Stone Ribs, one of the strongest supernatural beings featured in Haida oral history, is featured on the poles. A cultural hero, Stone Ribs saved the people in the Southern village of Hlgaadaan on Haida Gwaii from the terror of Kaa’Gwaay, a five-finned sea monster. Godanxee’wat in the Haida language means someone finding the hidden things within themselves.
“These hidden things are held dearly within people, and we [who practice a certain Haida culture] are helping people discover their hidden things and come to realize who they really are,” says Edenshaw.
The first thing Edenshaw did was to get the story right: he found out some anthropologists’ account of the Haida stories were inaccurate.
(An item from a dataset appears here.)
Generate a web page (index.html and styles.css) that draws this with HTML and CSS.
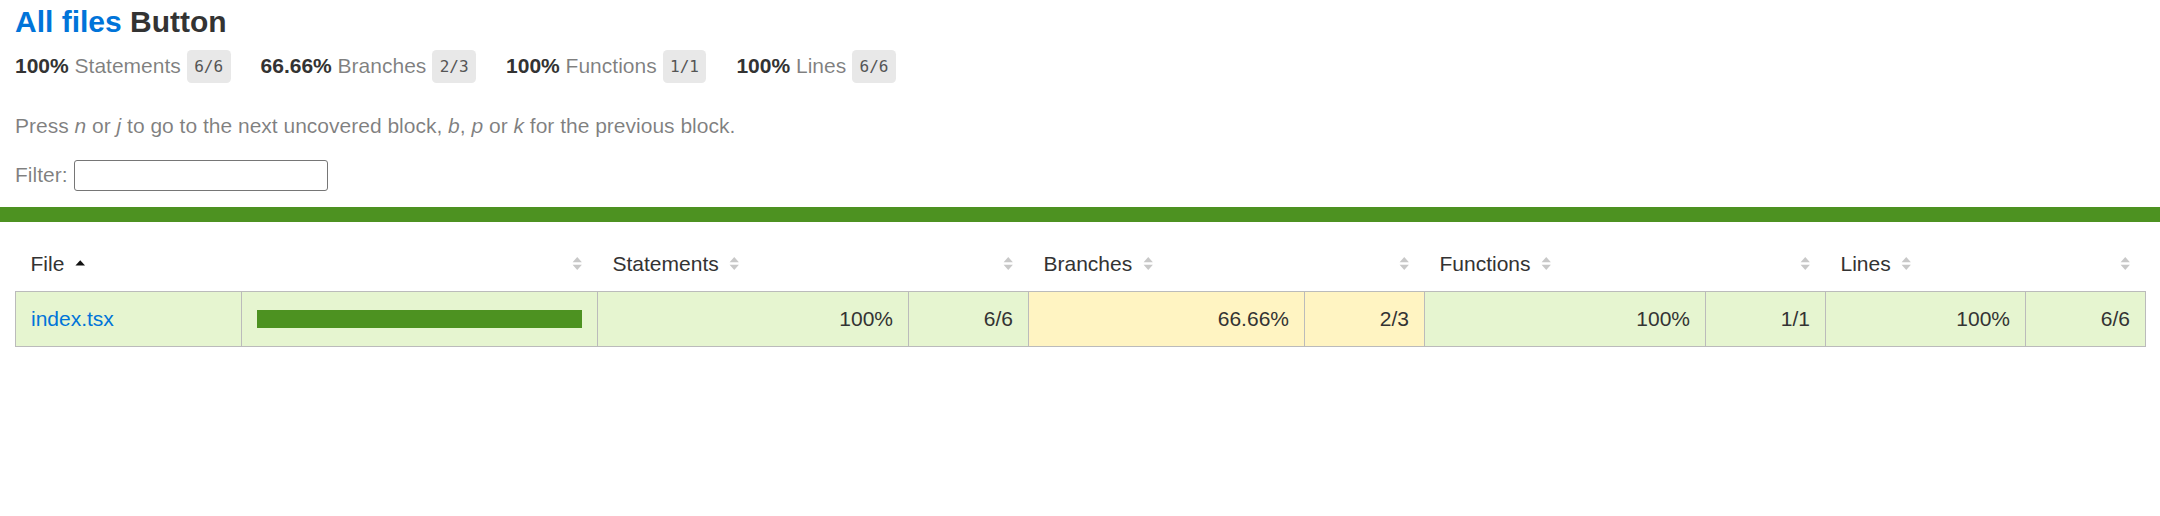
FILE: index.html
```html
<!DOCTYPE html>
<html lang="en">
<head>
<meta charset="utf-8">
<title>Code coverage report for Button</title>
<link rel="stylesheet" href="styles.css">
</head>
<body>
<div class="wrapper">
  <div class="pad1 top">
    <h1><a href="#">All files</a> Button</h1>
    <div class="summary">
      <div class="summary-item"><span class="strong">100% </span><span class="quiet">Statements</span> <span class="fraction">6/6</span></div>
      <div class="summary-item"><span class="strong">66.66% </span><span class="quiet">Branches</span> <span class="fraction">2/3</span></div>
      <div class="summary-item"><span class="strong">100% </span><span class="quiet">Functions</span> <span class="fraction">1/1</span></div>
      <div class="summary-item"><span class="strong">100% </span><span class="quiet">Lines</span> <span class="fraction">6/6</span></div>
    </div>
    <p class="quiet hint">Press <em>n</em> or <em>j</em> to go to the next uncovered block, <em>b</em>, <em>p</em> or <em>k</em> for the previous block.</p>
    <div class="quiet filter"><span>Filter:</span><input type="search" class="file-search"></div>
  </div>
  <div class="status-line high"></div>
  <div class="pad1">
    <table class="coverage-summary">
      <colgroup>
        <col class="c-file"><col class="c-pic"><col class="c-spct"><col class="c-abs"><col class="c-bpct"><col class="c-abs"><col class="c-fpct"><col class="c-abs"><col class="c-lpct"><col class="c-abs">
      </colgroup>
      <thead>
        <tr>
          <th class="file">File<svg class="sorter" viewBox="0 0 7 10"><path d="M0.3 6.4 3.5 2.8 6.7 6.4Z" fill="#111"/></svg></th>
          <th class="pic"><svg class="sorter" viewBox="0 0 7 10"><path class="arr" d="M0.4 4.2 3.5 0.6 6.6 4.2Z M0.4 5.8 3.5 9.4 6.6 5.8Z"/></svg></th>
          <th class="pct">Statements<svg class="sorter" viewBox="0 0 7 10"><path class="arr" d="M0.4 4.2 3.5 0.6 6.6 4.2Z M0.4 5.8 3.5 9.4 6.6 5.8Z"/></svg></th>
          <th class="abs"><svg class="sorter" viewBox="0 0 7 10"><path class="arr" d="M0.4 4.2 3.5 0.6 6.6 4.2Z M0.4 5.8 3.5 9.4 6.6 5.8Z"/></svg></th>
          <th class="pct">Branches<svg class="sorter" viewBox="0 0 7 10"><path class="arr" d="M0.4 4.2 3.5 0.6 6.6 4.2Z M0.4 5.8 3.5 9.4 6.6 5.8Z"/></svg></th>
          <th class="abs"><svg class="sorter" viewBox="0 0 7 10"><path class="arr" d="M0.4 4.2 3.5 0.6 6.6 4.2Z M0.4 5.8 3.5 9.4 6.6 5.8Z"/></svg></th>
          <th class="pct">Functions<svg class="sorter" viewBox="0 0 7 10"><path class="arr" d="M0.4 4.2 3.5 0.6 6.6 4.2Z M0.4 5.8 3.5 9.4 6.6 5.8Z"/></svg></th>
          <th class="abs"><svg class="sorter" viewBox="0 0 7 10"><path class="arr" d="M0.4 4.2 3.5 0.6 6.6 4.2Z M0.4 5.8 3.5 9.4 6.6 5.8Z"/></svg></th>
          <th class="pct">Lines<svg class="sorter" viewBox="0 0 7 10"><path class="arr" d="M0.4 4.2 3.5 0.6 6.6 4.2Z M0.4 5.8 3.5 9.4 6.6 5.8Z"/></svg></th>
          <th class="abs"><svg class="sorter" viewBox="0 0 7 10"><path class="arr" d="M0.4 4.2 3.5 0.6 6.6 4.2Z M0.4 5.8 3.5 9.4 6.6 5.8Z"/></svg></th>
        </tr>
      </thead>
      <tbody>
        <tr>
          <td class="file high"><a href="#">index.tsx</a></td>
          <td class="pic high"><div class="chart"><div class="cover-fill" style="width: 100%"></div><div class="cover-empty" style="width: 0%"></div></div></td>
          <td class="pct high">100%</td>
          <td class="abs high">6/6</td>
          <td class="pct medium">66.66%</td>
          <td class="abs medium">2/3</td>
          <td class="pct high">100%</td>
          <td class="abs high">1/1</td>
          <td class="pct high">100%</td>
          <td class="abs high">6/6</td>
        </tr>
      </tbody>
    </table>
  </div>
</div>
</body>
</html>
```

FILE: styles.css
```css
*, *::before, *::after { box-sizing: border-box; }
html, body { margin: 0; padding: 0; }
body {
  font-family: "Liberation Sans", Arial, Helvetica, sans-serif;
  font-size: 21px;
  color: #333;
  background: #fff;
}
a { color: #0074D9; text-decoration: none; }
.pad1 { padding: 15px; }
.top { padding-top: 4.5px; }
h1 { font-size: 30px; margin: 0; font-weight: bold; }
.strong { font-weight: bold; }
.quiet { color: rgba(0, 0, 0, 0.5); }

.summary { display: flex; }
.summary-item { padding: 15px 30px 15px 0; white-space: nowrap; }
.fraction {
  font-family: "DejaVu Sans Mono", "Liberation Mono", monospace;
  font-size: 16px;
  color: #555;
  background: #E8E8E8;
  padding: 7px 7.5px;
  border-radius: 4.5px;
  vertical-align: middle;
}
.hint { margin: 21px 0; }
.filter {
  display: flex;
  align-items: center;
  gap: 6px;
  height: 33.3px;
}
.file-search {
  width: 254px;
  height: 31.5px;
  margin: 1px 0 0 0;
  border: 1px solid #767676;
  border-radius: 3px;
  background: #fff;
  font-size: 20px;
  padding: 1px 3px;
}

.status-line { height: 15px; }
.status-line.high { background: rgb(77, 146, 33); }

.coverage-summary {
  border-collapse: collapse;
  width: 100%;
  table-layout: fixed;
}
.c-file { width: 226px; }
.c-pic { width: 356px; }
.c-spct { width: 311px; }
.c-abs { width: 120px; }
.c-bpct { width: 276px; }
.c-fpct { width: 281px; }
.c-lpct { width: 200px; }
.coverage-summary tr { border-bottom: 1px solid #bbb; }
.coverage-summary tbody { border: 1px solid #bbb; }
.coverage-summary td, .coverage-summary th { padding: 15px; }
.coverage-summary td { border-right: 1px solid #bbb; }
.coverage-summary td:last-child { border-right: none; }
.coverage-summary th {
  text-align: left;
  font-weight: normal;
  white-space: nowrap;
}
.coverage-summary th.pic,
.coverage-summary th.abs,
.coverage-summary td.pct,
.coverage-summary td.abs { text-align: right; }
.coverage-summary td.file { white-space: nowrap; }
.sorter {
  display: inline-block;
  width: 10.5px;
  height: 15px;
  margin-left: 10.5px;
  vertical-align: baseline;
}
.sorter .arr { fill: #c8c8c8; }

.high { background: rgb(230, 245, 208); }
.medium { background: #fff4c2; }
.chart { line-height: 0; }
.cover-fill, .cover-empty { display: inline-block; height: 18px; }
.high .cover-fill { background: rgb(77, 146, 33); }
.cover-empty { background: #fff; }
```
While researching various sources he found more reliable information, including an early record of Haida oral stories from the 1910’s as well as the personal record of Edenshaw’s grandmother Diane Brown.
“Haida cultures have an issue of contact. A lot of time they are taken out of context,” says Edenshaw.
The experience of the Haida training camp
Edenshaw will be part of the world-renowned Rediscovery Program, a two-week training camp for teens and pre-teens run by Haida Elders. In the program, which has been in place for 35 years, participants are required to disconnect themselves from all the distractions of modernity for the duration of the camp. They are taught essential skills for survival in the forest, such as building a shelter and gathering food.
Towards the end of the camp, each participant is expected to meet the ultimate challenge and survive alone in the wild for 24 hours, with few necessities: a few potatoes and three matches, provided to them. Those who are able to complete the program are given the name Stone Ribs. It is a moment of very high honor and includes receiving ownership of the story of Stone Ribs.
“I have lived through this program myself when I was a teenager. The learning experience helped my transition from a boy to an adult,” says Edenshaw. “Now as a program facilitator, I have seen many inspiring stories of the participants, including kids and parents. All these experiences are condensed into my carving.”
Edenshaw sees the Rediscovery Program as a means to reconnect the culture and the land; and sees his bronze totem as a way to consolidate the Haida culture in context.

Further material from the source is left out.